### INFORMATION PROVIDED:
(begin)

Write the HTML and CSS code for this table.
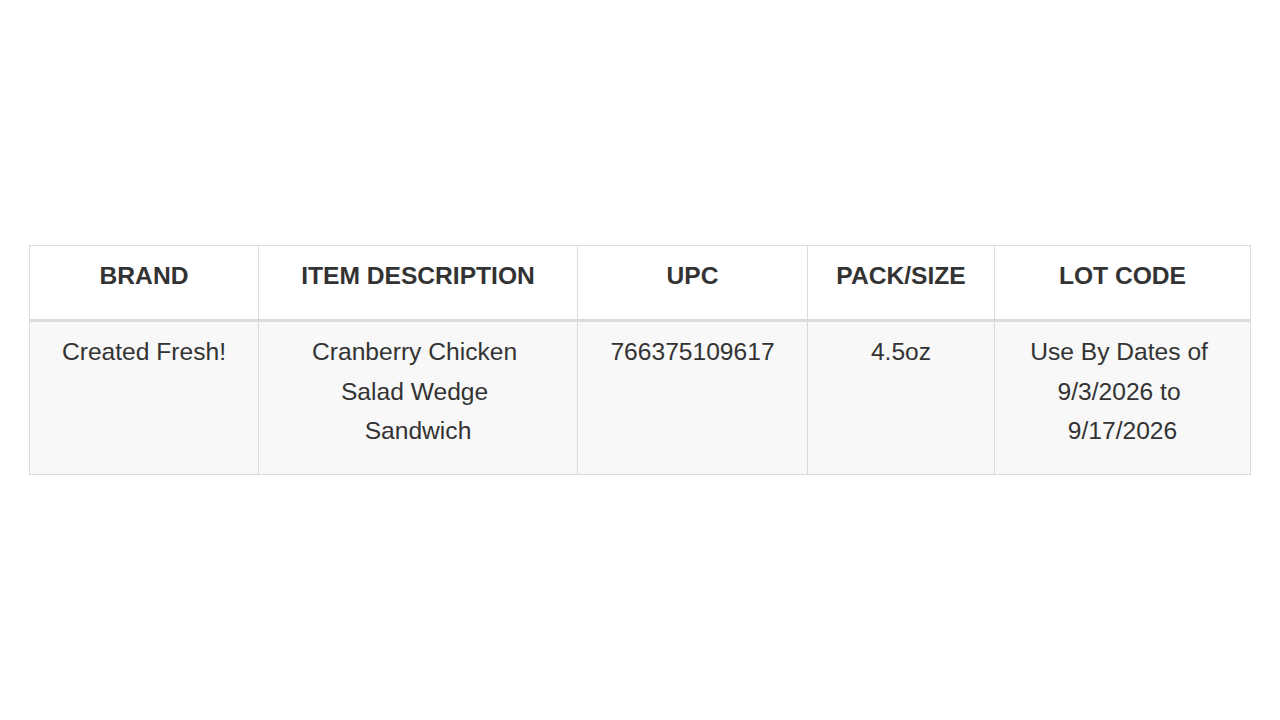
FILE: index.html
```html
<!DOCTYPE html>
<html lang="en">
<head>
  <meta charset="UTF-8">
  <title>Recall</title>
  <link rel="stylesheet" href="styles.css">
</head>
<body>

<div class="wrap">
  <table class="recall">
    <colgroup>
      <col class="c-brand">
      <col class="c-desc">
      <col class="c-upc">
      <col class="c-pack">
      <col class="c-lot">
    </colgroup>
    <thead>
      <tr>
        <th>BRAND</th>
        <th>ITEM DESCRIPTION</th>
        <th>UPC</th>
        <th>PACK/SIZE</th>
        <th>LOT CODE</th>
      </tr>
    </thead>
    <tbody>
      <tr>
        <td>Created Fresh!</td>
        <td>Cranberry Chicken&nbsp;<br>Salad Wedge&nbsp;<br>Sandwich</td>
        <td>766375109617</td>
        <td>4.5oz</td>
        <td>Use By Dates of&nbsp;<br>9/3/2026 to&nbsp;<br>9/17/2026</td>
      </tr>
    </tbody>
  </table>
</div>

</body>
</html>
```

FILE: styles.css
```css
* {
  margin: 0;
  padding: 0;
  box-sizing: border-box;
}

body {
  background-color: #fff;
  font-family: "Liberation Sans", Arial, sans-serif;
  color: #333;
}

.wrap {
  min-height: 100vh;
  display: flex;
  align-items: center;
  padding: 0 30px 0 29px;
}

.recall {
  width: 100%;
  border-collapse: collapse;
  table-layout: fixed;
  font-size: 24.6px;
  line-height: 39.5px;
}

.c-brand { width: 229px; }
.c-desc { width: 319px; }
.c-upc { width: 230px; }
.c-pack { width: 187px; }
.c-lot { width: 256px; }

.recall th,
.recall td {
  border: 1px solid #dcdcdc;
  text-align: center;
  vertical-align: top;
  padding: 10px 10px 23.5px;
}

.recall th {
  background-color: #fff;
  font-weight: bold;
  border-bottom: 3px solid #dcdcdc;
}

.recall td {
  background-color: #f8f8f8;
}
```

(end)

### REQUIRED WORK:
Print the whole listing above once more, word for word, without its pictures.

### RESULT OF THE EXERCISE:
Write the HTML and CSS code for this table.
FILE: index.html
```html
<!DOCTYPE html>
<html lang="en">
<head>
  <meta charset="UTF-8">
  <title>Recall</title>
  <link rel="stylesheet" href="styles.css">
</head>
<body>

<div class="wrap">
  <table class="recall">
    <colgroup>
      <col class="c-brand">
      <col class="c-desc">
      <col class="c-upc">
      <col class="c-pack">
      <col class="c-lot">
    </colgroup>
    <thead>
      <tr>
        <th>BRAND</th>
        <th>ITEM DESCRIPTION</th>
        <th>UPC</th>
        <th>PACK/SIZE</th>
        <th>LOT CODE</th>
      </tr>
    </thead>
    <tbody>
      <tr>
        <td>Created Fresh!</td>
        <td>Cranberry Chicken&nbsp;<br>Salad Wedge&nbsp;<br>Sandwich</td>
        <td>766375109617</td>
        <td>4.5oz</td>
        <td>Use By Dates of&nbsp;<br>9/3/2026 to&nbsp;<br>9/17/2026</td>
      </tr>
    </tbody>
  </table>
</div>

</body>
</html>
```

FILE: styles.css
```css
* {
  margin: 0;
  padding: 0;
  box-sizing: border-box;
}

body {
  background-color: #fff;
  font-family: "Liberation Sans", Arial, sans-serif;
  color: #333;
}

.wrap {
  min-height: 100vh;
  display: flex;
  align-items: center;
  padding: 0 30px 0 29px;
}

.recall {
  width: 100%;
  border-collapse: collapse;
  table-layout: fixed;
  font-size: 24.6px;
  line-height: 39.5px;
}

.c-brand { width: 229px; }
.c-desc { width: 319px; }
.c-upc { width: 230px; }
.c-pack { width: 187px; }
.c-lot { width: 256px; }

.recall th,
.recall td {
  border: 1px solid #dcdcdc;
  text-align: center;
  vertical-align: top;
  padding: 10px 10px 23.5px;
}

.recall th {
  background-color: #fff;
  font-weight: bold;
  border-bottom: 3px solid #dcdcdc;
}

.recall td {
  background-color: #f8f8f8;
}
```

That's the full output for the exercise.